> TASK INPUT:
########

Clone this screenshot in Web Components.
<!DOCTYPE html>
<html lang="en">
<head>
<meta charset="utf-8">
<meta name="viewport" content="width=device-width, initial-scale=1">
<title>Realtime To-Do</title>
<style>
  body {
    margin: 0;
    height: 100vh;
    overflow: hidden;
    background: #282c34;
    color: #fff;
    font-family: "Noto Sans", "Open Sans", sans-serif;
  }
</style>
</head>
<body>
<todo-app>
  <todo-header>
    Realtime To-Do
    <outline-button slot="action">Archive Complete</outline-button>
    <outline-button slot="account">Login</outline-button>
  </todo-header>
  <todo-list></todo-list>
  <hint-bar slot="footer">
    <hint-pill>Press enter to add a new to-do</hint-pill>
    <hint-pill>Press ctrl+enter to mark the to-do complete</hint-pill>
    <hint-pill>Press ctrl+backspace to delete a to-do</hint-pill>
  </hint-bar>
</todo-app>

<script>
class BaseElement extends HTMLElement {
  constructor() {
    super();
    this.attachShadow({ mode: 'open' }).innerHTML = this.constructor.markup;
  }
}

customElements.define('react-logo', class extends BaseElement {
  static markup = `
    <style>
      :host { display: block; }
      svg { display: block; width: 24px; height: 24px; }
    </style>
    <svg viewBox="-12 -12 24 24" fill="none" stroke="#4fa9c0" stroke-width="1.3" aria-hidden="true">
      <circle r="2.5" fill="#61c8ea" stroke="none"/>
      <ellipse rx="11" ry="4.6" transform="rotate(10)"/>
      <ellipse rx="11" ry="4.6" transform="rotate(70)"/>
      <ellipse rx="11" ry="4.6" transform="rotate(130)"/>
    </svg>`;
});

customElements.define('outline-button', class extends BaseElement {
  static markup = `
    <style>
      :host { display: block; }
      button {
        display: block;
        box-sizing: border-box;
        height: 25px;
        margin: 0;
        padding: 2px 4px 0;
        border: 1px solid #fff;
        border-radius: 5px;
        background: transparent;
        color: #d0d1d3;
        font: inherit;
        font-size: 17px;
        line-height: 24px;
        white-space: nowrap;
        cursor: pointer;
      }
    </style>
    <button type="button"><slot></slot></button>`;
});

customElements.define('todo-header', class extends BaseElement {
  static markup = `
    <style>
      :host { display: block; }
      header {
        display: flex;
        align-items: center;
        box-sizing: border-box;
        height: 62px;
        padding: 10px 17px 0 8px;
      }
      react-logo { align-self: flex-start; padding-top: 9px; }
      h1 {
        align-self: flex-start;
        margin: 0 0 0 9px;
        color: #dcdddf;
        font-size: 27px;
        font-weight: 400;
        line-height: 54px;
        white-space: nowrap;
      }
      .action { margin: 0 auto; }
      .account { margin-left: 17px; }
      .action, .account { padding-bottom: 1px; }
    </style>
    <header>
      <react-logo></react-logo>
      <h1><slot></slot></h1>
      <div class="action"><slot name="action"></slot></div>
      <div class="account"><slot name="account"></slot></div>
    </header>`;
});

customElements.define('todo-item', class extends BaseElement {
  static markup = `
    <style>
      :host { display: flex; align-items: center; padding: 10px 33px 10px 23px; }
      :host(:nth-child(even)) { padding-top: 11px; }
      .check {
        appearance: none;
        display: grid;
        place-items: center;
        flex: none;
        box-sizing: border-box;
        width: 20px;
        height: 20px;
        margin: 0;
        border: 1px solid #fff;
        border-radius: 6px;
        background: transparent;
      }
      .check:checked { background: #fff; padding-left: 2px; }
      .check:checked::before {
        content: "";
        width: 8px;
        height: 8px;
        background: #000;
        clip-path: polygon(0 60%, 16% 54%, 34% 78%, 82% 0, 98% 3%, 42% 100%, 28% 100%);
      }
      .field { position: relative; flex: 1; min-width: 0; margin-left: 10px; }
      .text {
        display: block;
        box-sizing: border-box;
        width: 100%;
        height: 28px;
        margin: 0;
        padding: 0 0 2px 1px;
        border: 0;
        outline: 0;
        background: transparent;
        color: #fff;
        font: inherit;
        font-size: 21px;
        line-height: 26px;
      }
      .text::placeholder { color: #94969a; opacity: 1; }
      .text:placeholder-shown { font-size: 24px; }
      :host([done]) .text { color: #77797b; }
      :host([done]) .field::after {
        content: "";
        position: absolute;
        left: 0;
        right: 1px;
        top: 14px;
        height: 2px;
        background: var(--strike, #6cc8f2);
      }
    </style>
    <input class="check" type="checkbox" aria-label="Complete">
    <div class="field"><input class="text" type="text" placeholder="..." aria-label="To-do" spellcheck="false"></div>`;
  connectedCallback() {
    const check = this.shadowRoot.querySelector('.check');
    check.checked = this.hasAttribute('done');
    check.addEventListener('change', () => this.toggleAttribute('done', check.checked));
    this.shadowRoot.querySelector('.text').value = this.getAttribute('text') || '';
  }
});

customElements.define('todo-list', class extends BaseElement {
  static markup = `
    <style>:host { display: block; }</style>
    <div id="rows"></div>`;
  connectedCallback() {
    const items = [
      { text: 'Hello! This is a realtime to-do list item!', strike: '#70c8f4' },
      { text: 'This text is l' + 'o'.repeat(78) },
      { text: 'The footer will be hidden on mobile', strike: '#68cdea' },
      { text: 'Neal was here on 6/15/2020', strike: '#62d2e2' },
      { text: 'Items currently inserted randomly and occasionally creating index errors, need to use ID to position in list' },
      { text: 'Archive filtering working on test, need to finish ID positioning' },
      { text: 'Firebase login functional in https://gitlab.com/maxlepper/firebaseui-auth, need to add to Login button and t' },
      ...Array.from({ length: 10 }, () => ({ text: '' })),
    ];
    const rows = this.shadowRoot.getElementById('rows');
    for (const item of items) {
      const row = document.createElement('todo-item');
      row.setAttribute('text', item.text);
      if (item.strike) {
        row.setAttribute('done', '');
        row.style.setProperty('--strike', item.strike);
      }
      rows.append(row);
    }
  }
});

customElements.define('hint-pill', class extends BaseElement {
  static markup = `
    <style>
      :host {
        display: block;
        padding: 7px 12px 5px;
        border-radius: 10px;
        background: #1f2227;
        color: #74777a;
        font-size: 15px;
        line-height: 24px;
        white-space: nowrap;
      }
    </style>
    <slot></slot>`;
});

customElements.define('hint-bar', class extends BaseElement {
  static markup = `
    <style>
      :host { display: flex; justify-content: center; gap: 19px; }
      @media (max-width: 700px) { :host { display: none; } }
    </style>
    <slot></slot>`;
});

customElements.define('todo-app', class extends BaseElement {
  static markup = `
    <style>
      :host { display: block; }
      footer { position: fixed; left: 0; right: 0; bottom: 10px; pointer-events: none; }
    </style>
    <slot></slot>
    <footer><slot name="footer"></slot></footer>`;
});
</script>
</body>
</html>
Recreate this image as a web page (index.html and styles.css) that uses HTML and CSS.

########

> REQUEST: Provide all the records again, word for word.

> SOLUTION FOR THIS PROBLEM:
Clone this screenshot in Web Components.
<!DOCTYPE html>
<html lang="en">
<head>
<meta charset="utf-8">
<meta name="viewport" content="width=device-width, initial-scale=1">
<title>Realtime To-Do</title>
<style>
  body {
    margin: 0;
    height: 100vh;
    overflow: hidden;
    background: #282c34;
    color: #fff;
    font-family: "Noto Sans", "Open Sans", sans-serif;
  }
</style>
</head>
<body>
<todo-app>
  <todo-header>
    Realtime To-Do
    <outline-button slot="action">Archive Complete</outline-button>
    <outline-button slot="account">Login</outline-button>
  </todo-header>
  <todo-list></todo-list>
  <hint-bar slot="footer">
    <hint-pill>Press enter to add a new to-do</hint-pill>
    <hint-pill>Press ctrl+enter to mark the to-do complete</hint-pill>
    <hint-pill>Press ctrl+backspace to delete a to-do</hint-pill>
  </hint-bar>
</todo-app>

<script>
class BaseElement extends HTMLElement {
  constructor() {
    super();
    this.attachShadow({ mode: 'open' }).innerHTML = this.constructor.markup;
  }
}

customElements.define('react-logo', class extends BaseElement {
  static markup = `
    <style>
      :host { display: block; }
      svg { display: block; width: 24px; height: 24px; }
    </style>
    <svg viewBox="-12 -12 24 24" fill="none" stroke="#4fa9c0" stroke-width="1.3" aria-hidden="true">
      <circle r="2.5" fill="#61c8ea" stroke="none"/>
      <ellipse rx="11" ry="4.6" transform="rotate(10)"/>
      <ellipse rx="11" ry="4.6" transform="rotate(70)"/>
      <ellipse rx="11" ry="4.6" transform="rotate(130)"/>
    </svg>`;
});

customElements.define('outline-button', class extends BaseElement {
  static markup = `
    <style>
      :host { display: block; }
      button {
        display: block;
        box-sizing: border-box;
        height: 25px;
        margin: 0;
        padding: 2px 4px 0;
        border: 1px solid #fff;
        border-radius: 5px;
        background: transparent;
        color: #d0d1d3;
        font: inherit;
        font-size: 17px;
        line-height: 24px;
        white-space: nowrap;
        cursor: pointer;
      }
    </style>
    <button type="button"><slot></slot></button>`;
});

customElements.define('todo-header', class extends BaseElement {
  static markup = `
    <style>
      :host { display: block; }
      header {
        display: flex;
        align-items: center;
        box-sizing: border-box;
        height: 62px;
        padding: 10px 17px 0 8px;
      }
      react-logo { align-self: flex-start; padding-top: 9px; }
      h1 {
        align-self: flex-start;
        margin: 0 0 0 9px;
        color: #dcdddf;
        font-size: 27px;
        font-weight: 400;
        line-height: 54px;
        white-space: nowrap;
      }
      .action { margin: 0 auto; }
      .account { margin-left: 17px; }
      .action, .account { padding-bottom: 1px; }
    </style>
    <header>
      <react-logo></react-logo>
      <h1><slot></slot></h1>
      <div class="action"><slot name="action"></slot></div>
      <div class="account"><slot name="account"></slot></div>
    </header>`;
});

customElements.define('todo-item', class extends BaseElement {
  static markup = `
    <style>
      :host { display: flex; align-items: center; padding: 10px 33px 10px 23px; }
      :host(:nth-child(even)) { padding-top: 11px; }
      .check {
        appearance: none;
        display: grid;
        place-items: center;
        flex: none;
        box-sizing: border-box;
        width: 20px;
        height: 20px;
        margin: 0;
        border: 1px solid #fff;
        border-radius: 6px;
        background: transparent;
      }
      .check:checked { background: #fff; padding-left: 2px; }
      .check:checked::before {
        content: "";
        width: 8px;
        height: 8px;
        background: #000;
        clip-path: polygon(0 60%, 16% 54%, 34% 78%, 82% 0, 98% 3%, 42% 100%, 28% 100%);
      }
      .field { position: relative; flex: 1; min-width: 0; margin-left: 10px; }
      .text {
        display: block;
        box-sizing: border-box;
        width: 100%;
        height: 28px;
        margin: 0;
        padding: 0 0 2px 1px;
        border: 0;
        outline: 0;
        background: transparent;
        color: #fff;
        font: inherit;
        font-size: 21px;
        line-height: 26px;
      }
      .text::placeholder { color: #94969a; opacity: 1; }
      .text:placeholder-shown { font-size: 24px; }
      :host([done]) .text { color: #77797b; }
      :host([done]) .field::after {
        content: "";
        position: absolute;
        left: 0;
        right: 1px;
        top: 14px;
        height: 2px;
        background: var(--strike, #6cc8f2);
      }
    </style>
    <input class="check" type="checkbox" aria-label="Complete">
    <div class="field"><input class="text" type="text" placeholder="..." aria-label="To-do" spellcheck="false"></div>`;
  connectedCallback() {
    const check = this.shadowRoot.querySelector('.check');
    check.checked = this.hasAttribute('done');
    check.addEventListener('change', () => this.toggleAttribute('done', check.checked));
    this.shadowRoot.querySelector('.text').value = this.getAttribute('text') || '';
  }
});

customElements.define('todo-list', class extends BaseElement {
  static markup = `
    <style>:host { display: block; }</style>
    <div id="rows"></div>`;
  connectedCallback() {
    const items = [
      { text: 'Hello! This is a realtime to-do list item!', strike: '#70c8f4' },
      { text: 'This text is l' + 'o'.repeat(78) },
      { text: 'The footer will be hidden on mobile', strike: '#68cdea' },
      { text: 'Neal was here on 6/15/2020', strike: '#62d2e2' },
      { text: 'Items currently inserted randomly and occasionally creating index errors, need to use ID to position in list' },
      { text: 'Archive filtering working on test, need to finish ID positioning' },
      { text: 'Firebase login functional in https://gitlab.com/maxlepper/firebaseui-auth, need to add to Login button and t' },
      ...Array.from({ length: 10 }, () => ({ text: '' })),
    ];
    const rows = this.shadowRoot.getElementById('rows');
    for (const item of items) {
      const row = document.createElement('todo-item');
      row.setAttribute('text', item.text);
      if (item.strike) {
        row.setAttribute('done', '');
        row.style.setProperty('--strike', item.strike);
      }
      rows.append(row);
    }
  }
});

customElements.define('hint-pill', class extends BaseElement {
  static markup = `
    <style>
      :host {
        display: block;
        padding: 7px 12px 5px;
        border-radius: 10px;
        background: #1f2227;
        color: #74777a;
        font-size: 15px;
        line-height: 24px;
        white-space: nowrap;
      }
    </style>
    <slot></slot>`;
});

customElements.define('hint-bar', class extends BaseElement {
  static markup = `
    <style>
      :host { display: flex; justify-content: center; gap: 19px; }
      @media (max-width: 700px) { :host { display: none; } }
    </style>
    <slot></slot>`;
});

customElements.define('todo-app', class extends BaseElement {
  static markup = `
    <style>
      :host { display: block; }
      footer { position: fixed; left: 0; right: 0; bottom: 10px; pointer-events: none; }
    </style>
    <slot></slot>
    <footer><slot name="footer"></slot></footer>`;
});
</script>
</body>
</html>
Recreate this image as a web page (index.html and styles.css) that uses HTML and CSS.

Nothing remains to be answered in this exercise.